Work to be completed:
"Write" appears in how many lines of the entries? State only the number.

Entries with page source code
=======
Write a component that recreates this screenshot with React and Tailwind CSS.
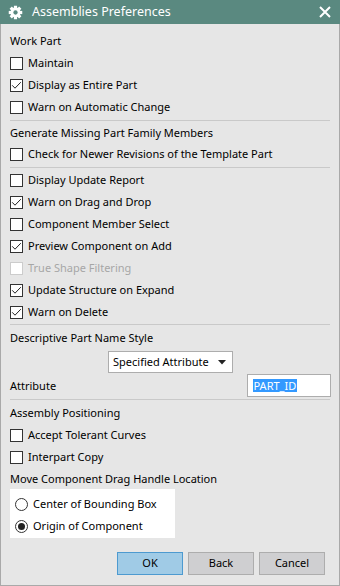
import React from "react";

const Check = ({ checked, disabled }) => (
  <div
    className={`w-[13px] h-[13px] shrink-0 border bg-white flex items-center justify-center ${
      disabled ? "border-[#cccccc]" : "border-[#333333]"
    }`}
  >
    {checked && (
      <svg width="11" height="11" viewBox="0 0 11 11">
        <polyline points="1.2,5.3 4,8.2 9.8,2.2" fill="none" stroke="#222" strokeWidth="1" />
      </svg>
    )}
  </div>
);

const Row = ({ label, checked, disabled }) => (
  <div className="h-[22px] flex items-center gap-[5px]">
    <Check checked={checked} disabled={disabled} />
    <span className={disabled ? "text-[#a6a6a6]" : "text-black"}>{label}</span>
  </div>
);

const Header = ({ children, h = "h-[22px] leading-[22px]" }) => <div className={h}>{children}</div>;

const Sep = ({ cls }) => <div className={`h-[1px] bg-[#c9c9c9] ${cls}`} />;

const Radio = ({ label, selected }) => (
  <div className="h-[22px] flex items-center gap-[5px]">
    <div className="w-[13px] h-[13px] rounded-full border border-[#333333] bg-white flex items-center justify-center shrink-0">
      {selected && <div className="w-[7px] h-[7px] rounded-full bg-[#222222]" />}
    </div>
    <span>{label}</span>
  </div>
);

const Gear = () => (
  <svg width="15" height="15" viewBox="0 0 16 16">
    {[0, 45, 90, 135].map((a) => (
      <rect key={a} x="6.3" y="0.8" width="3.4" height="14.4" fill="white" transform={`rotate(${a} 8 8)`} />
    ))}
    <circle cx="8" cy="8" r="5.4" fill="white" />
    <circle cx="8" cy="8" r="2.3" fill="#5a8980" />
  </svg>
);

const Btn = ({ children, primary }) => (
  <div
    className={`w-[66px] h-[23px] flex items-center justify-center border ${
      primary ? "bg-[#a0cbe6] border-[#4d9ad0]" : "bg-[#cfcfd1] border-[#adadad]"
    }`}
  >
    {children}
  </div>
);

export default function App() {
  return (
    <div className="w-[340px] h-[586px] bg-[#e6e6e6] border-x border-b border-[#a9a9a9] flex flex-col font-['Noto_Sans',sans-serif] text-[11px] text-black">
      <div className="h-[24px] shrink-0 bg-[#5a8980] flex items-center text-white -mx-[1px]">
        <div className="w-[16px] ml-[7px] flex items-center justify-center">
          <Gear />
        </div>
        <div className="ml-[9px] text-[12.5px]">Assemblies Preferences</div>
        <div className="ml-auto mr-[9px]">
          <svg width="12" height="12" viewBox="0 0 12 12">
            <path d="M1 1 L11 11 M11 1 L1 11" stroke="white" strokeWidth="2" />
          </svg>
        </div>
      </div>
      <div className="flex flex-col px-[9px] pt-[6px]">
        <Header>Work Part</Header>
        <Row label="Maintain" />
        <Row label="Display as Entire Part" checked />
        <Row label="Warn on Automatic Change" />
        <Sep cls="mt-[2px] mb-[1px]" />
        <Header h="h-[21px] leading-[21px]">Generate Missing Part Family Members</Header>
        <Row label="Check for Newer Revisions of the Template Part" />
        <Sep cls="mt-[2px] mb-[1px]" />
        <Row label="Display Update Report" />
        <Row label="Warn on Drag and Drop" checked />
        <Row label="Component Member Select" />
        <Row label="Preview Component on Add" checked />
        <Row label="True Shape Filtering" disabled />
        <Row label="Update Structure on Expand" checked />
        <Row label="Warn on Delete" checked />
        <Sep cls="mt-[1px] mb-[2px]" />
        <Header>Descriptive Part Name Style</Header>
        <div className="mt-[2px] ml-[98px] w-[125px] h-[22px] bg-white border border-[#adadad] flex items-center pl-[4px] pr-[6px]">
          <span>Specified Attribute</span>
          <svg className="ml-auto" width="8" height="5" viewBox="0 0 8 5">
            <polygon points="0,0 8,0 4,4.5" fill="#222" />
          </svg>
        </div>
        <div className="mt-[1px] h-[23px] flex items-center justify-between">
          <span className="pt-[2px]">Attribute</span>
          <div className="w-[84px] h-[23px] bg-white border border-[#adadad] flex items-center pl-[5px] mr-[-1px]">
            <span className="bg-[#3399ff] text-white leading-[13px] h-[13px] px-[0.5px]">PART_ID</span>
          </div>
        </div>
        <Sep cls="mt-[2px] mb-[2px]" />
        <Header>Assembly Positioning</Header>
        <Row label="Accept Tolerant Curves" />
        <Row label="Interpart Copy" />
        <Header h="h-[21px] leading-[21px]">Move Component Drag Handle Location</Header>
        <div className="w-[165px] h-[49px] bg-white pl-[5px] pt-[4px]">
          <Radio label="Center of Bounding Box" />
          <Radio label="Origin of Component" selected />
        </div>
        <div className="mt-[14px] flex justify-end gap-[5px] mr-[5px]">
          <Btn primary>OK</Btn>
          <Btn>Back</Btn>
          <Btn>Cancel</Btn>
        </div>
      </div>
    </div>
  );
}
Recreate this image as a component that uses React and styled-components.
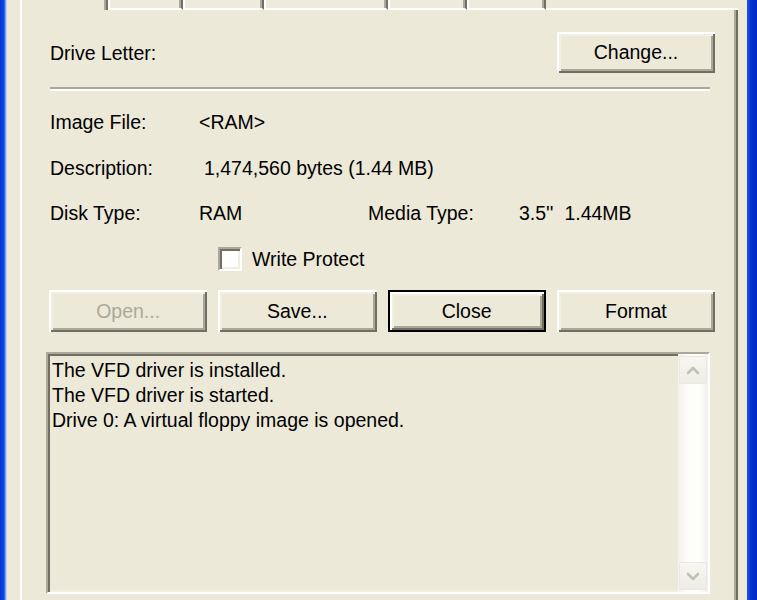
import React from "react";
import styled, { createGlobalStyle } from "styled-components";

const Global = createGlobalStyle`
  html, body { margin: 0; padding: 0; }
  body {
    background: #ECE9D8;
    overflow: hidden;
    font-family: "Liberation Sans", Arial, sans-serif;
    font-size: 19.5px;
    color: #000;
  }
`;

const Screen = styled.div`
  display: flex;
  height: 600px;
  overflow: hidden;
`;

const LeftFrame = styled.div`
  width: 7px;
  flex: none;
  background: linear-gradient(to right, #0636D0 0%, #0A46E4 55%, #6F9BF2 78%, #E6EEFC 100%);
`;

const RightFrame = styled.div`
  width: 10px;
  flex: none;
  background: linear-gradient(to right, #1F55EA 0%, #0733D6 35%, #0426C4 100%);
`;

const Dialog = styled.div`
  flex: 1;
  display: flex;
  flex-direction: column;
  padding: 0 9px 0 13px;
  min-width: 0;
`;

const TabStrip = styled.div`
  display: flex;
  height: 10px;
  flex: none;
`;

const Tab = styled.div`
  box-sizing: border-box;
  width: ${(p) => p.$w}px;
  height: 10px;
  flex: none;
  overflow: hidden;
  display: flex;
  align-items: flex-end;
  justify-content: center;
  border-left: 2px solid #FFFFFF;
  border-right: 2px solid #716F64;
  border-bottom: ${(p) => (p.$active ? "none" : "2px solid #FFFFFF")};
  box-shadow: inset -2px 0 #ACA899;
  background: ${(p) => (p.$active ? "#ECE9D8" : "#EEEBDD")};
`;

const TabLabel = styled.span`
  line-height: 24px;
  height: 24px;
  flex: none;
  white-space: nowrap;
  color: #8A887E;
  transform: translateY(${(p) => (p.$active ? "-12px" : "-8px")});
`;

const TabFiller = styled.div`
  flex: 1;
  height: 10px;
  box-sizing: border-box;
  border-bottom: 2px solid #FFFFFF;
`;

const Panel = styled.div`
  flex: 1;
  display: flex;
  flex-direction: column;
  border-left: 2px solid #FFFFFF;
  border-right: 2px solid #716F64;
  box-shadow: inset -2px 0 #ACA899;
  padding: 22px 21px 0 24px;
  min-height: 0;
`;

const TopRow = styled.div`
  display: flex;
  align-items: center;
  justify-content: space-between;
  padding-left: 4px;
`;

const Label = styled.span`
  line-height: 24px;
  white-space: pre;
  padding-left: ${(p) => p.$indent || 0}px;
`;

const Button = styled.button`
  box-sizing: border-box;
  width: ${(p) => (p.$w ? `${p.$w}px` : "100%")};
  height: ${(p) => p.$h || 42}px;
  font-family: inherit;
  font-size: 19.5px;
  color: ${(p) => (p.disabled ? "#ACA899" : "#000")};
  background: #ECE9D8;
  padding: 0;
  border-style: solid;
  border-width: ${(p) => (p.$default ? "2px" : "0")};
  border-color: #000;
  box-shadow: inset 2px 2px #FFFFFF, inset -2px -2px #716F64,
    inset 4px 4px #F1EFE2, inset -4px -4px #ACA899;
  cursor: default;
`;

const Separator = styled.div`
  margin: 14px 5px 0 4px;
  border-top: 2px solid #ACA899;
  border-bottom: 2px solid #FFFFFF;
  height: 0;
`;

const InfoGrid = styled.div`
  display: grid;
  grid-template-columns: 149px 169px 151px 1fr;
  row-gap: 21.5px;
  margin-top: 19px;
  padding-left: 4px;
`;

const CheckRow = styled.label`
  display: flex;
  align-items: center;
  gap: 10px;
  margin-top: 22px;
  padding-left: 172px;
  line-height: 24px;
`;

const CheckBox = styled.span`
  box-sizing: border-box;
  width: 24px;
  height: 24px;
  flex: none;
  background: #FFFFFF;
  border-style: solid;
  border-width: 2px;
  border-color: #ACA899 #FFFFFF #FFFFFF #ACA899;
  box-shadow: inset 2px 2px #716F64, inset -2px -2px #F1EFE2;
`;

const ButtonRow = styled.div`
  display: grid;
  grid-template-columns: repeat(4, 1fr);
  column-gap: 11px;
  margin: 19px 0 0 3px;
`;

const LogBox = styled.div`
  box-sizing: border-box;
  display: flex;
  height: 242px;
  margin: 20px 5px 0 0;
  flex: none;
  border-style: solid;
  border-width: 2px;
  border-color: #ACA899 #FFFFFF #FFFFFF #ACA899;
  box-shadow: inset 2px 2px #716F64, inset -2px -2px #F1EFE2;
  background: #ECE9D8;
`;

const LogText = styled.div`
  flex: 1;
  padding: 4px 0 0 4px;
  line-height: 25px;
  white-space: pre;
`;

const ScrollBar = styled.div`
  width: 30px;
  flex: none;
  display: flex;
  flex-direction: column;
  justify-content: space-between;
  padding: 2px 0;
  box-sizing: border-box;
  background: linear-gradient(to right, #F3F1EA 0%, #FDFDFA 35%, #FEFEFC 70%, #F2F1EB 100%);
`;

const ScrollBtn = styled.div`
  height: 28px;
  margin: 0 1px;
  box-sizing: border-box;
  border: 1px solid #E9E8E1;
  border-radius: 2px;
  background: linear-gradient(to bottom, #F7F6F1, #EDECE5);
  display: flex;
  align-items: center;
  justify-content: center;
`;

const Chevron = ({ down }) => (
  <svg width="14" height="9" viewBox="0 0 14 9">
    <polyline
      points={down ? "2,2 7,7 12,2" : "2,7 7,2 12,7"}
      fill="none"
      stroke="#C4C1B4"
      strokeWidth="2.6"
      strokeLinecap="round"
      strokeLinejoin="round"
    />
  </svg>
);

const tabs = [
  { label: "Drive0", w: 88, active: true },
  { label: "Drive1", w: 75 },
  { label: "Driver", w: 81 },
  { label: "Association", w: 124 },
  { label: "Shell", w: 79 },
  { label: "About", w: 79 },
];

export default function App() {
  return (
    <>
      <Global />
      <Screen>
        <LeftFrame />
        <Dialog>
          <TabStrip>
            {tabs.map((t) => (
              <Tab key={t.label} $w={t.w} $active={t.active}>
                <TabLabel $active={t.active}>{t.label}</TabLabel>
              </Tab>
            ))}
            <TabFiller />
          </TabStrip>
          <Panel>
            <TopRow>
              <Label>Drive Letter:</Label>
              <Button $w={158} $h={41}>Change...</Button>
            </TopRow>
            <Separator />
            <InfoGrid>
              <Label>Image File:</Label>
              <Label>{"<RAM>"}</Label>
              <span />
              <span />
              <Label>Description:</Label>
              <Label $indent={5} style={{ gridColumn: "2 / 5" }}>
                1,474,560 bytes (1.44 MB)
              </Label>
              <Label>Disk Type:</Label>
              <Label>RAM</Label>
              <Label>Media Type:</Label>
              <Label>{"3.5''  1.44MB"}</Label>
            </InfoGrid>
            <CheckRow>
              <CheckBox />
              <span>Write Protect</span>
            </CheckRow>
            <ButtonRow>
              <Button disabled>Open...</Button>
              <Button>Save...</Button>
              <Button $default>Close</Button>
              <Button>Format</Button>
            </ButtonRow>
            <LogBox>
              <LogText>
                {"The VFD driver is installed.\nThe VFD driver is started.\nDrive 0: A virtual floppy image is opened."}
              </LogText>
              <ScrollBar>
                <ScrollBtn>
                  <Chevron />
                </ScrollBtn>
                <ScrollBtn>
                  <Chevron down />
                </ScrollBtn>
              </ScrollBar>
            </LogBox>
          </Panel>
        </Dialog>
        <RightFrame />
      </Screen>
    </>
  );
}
=======
Response:
2